10. In this connection, we may cite the pronouncement of the Privy Council in Commr. of Income-tax, C. P. and Berar v. S. M. Chitnavis where the question that presented itself was whether a bad debt was admissible in deduction at a time when there was no provision in Section 10(2) with regard to bad debts. In answering it in the affirmative, their Lordships observed as follows:

'Although the act nowhere in terms authorises deduction of bad debts of a business, such a deduction is necessarily allowable. What are chargeable to income-tax in respect of a business are the profits and gains of a year; and in assessing the amount of the profits and gains of a year account must necessarily be taken of all losses incurred, otherwise you would not arrive at the true profits and gains'.

The remarks of their Lordships apply with full vigour to a case like this. Similar is die opinion expressed by Chagla C. J. and Tandolkar J., in Shantikumar Narottam Morarji v. Commr. of Income-tax : AIR1955Bom234 . This view is also shared by a Bench of the erstwhile Hyderabad High Court in Mool Chand v. Commr. of Income-tax .

11. For these reasons, we hold that the interest) which a partner is obliged to pay on the amount borrowed by him for the purpose of making an investment in the firm is an allowable deduction.

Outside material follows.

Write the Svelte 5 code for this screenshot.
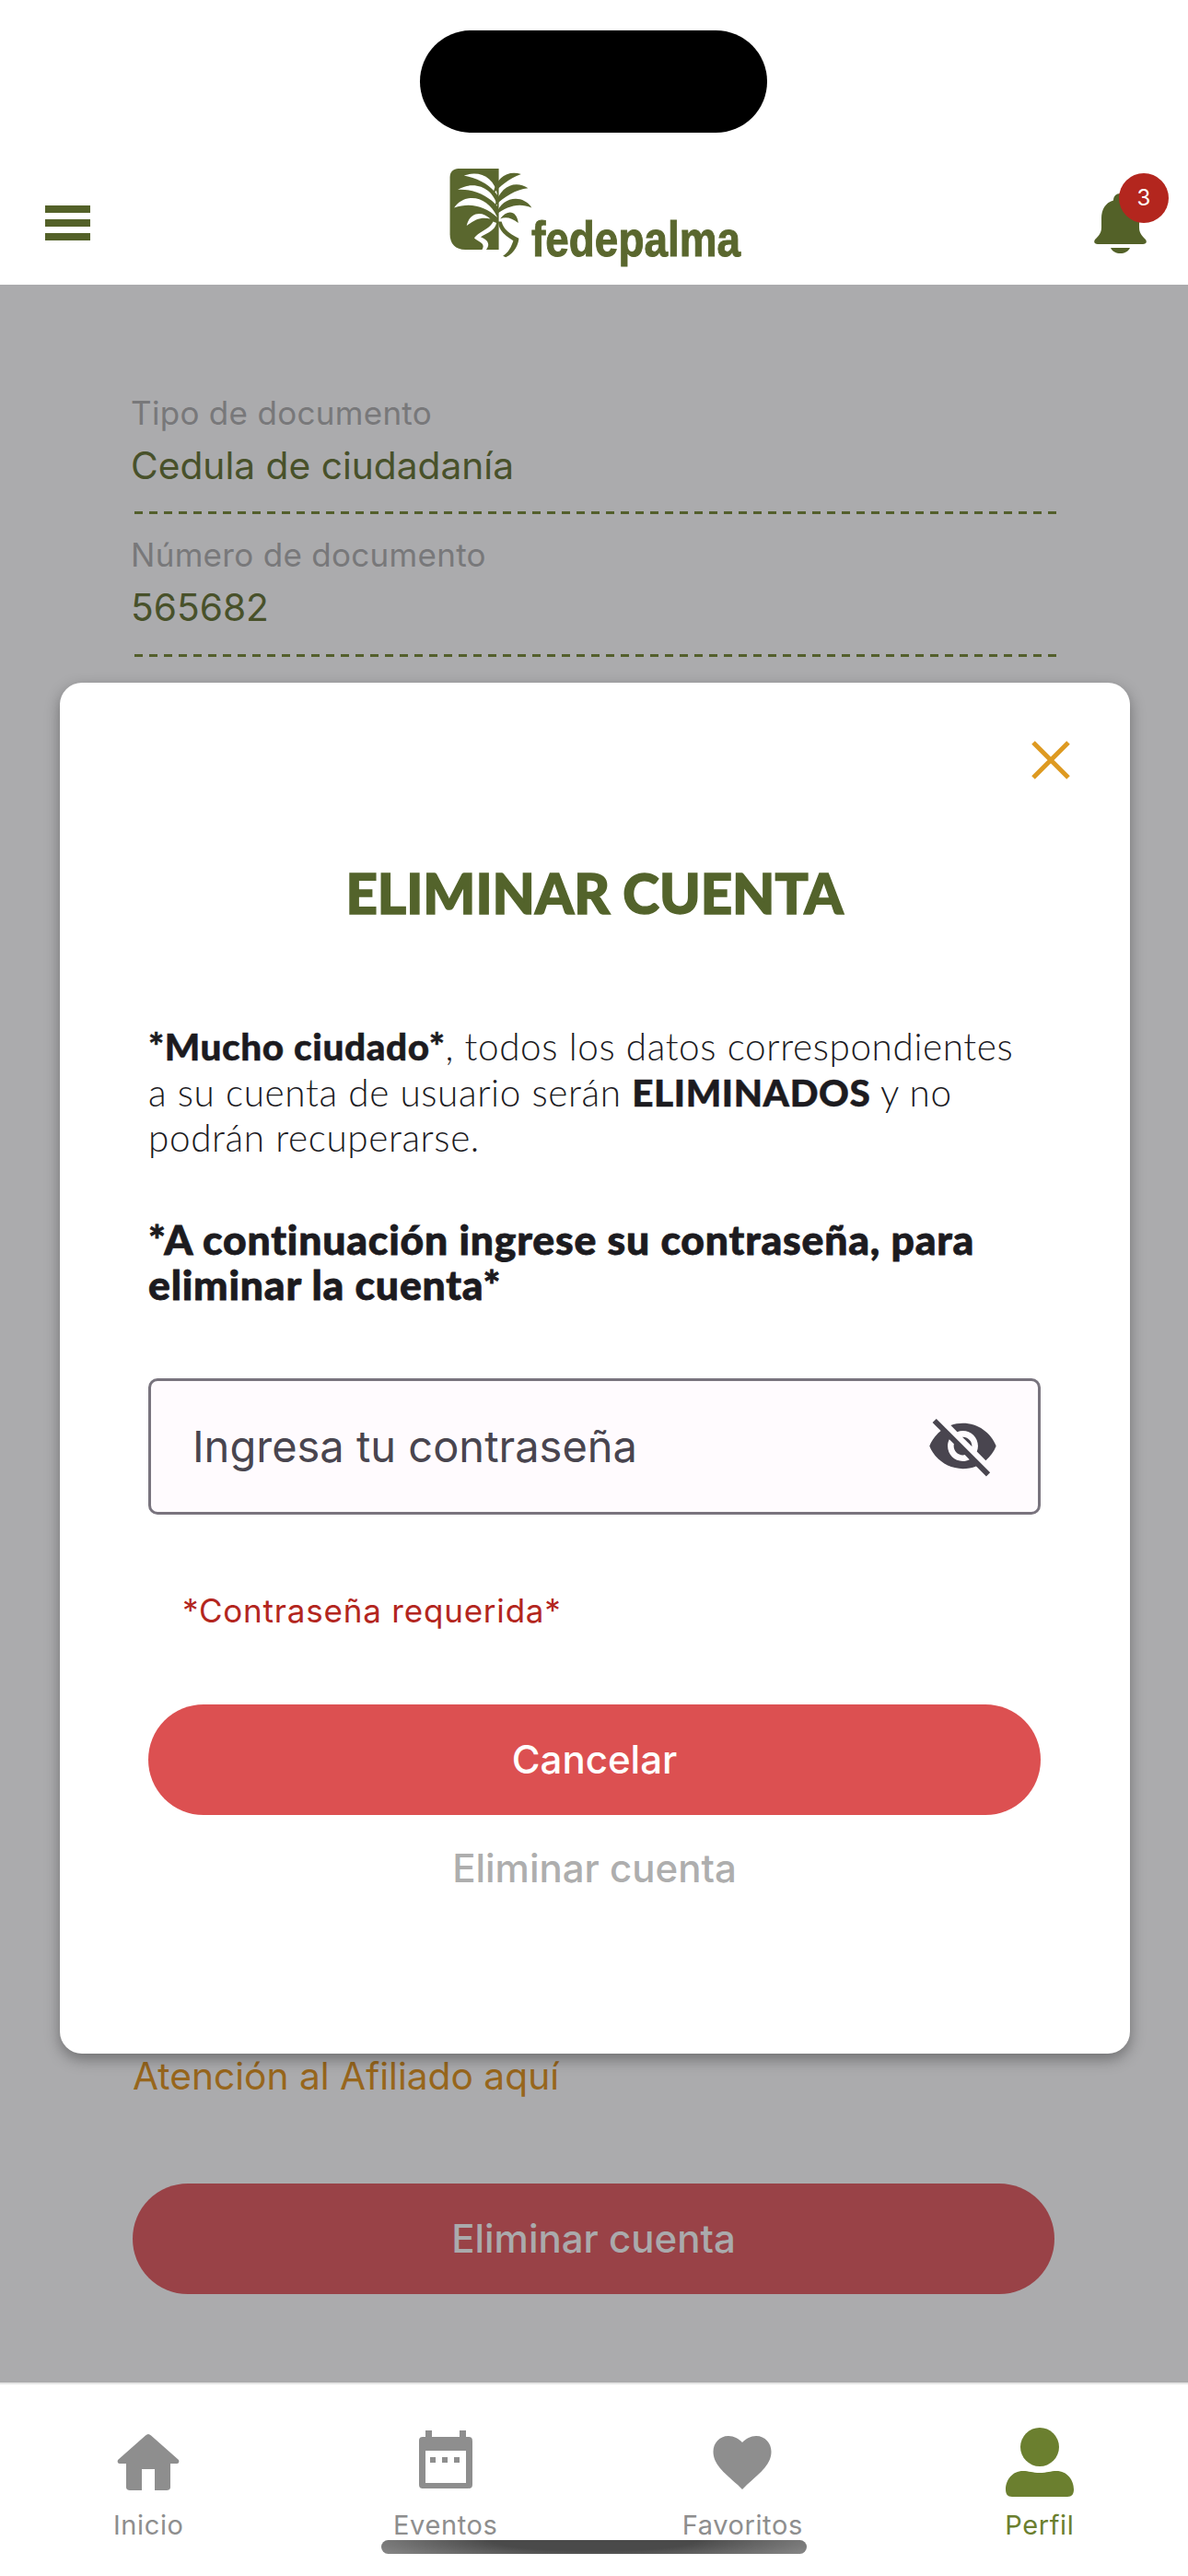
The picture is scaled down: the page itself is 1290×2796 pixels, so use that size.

12. For the same reasons, we express our respectful dissent from the view of the Calcutta High Court in Income-tax Referred Case 38 of 1952 (Cal) that:

'the profits which have come to the assesses from the partnership firm have come as net profits and after they have so come, there cannot be any further deduction on account of expenditure incurred not even by the firm but by the partner who received the share or incurred on any account whatsoever'.

It is also pertinent to remark that the learned Judges have not considered this aspect of the matter in the light of the several relevant sections of the enactment. It was the result of the concession made by the counsel appearing for the assessee.

13. In the result, we maintain the order of the Income-tax Appellate Tribunal and answer the question referred to us in the affirmative. The assessee will have his costs. Advocate's fee is fixed at Rs. 250/-.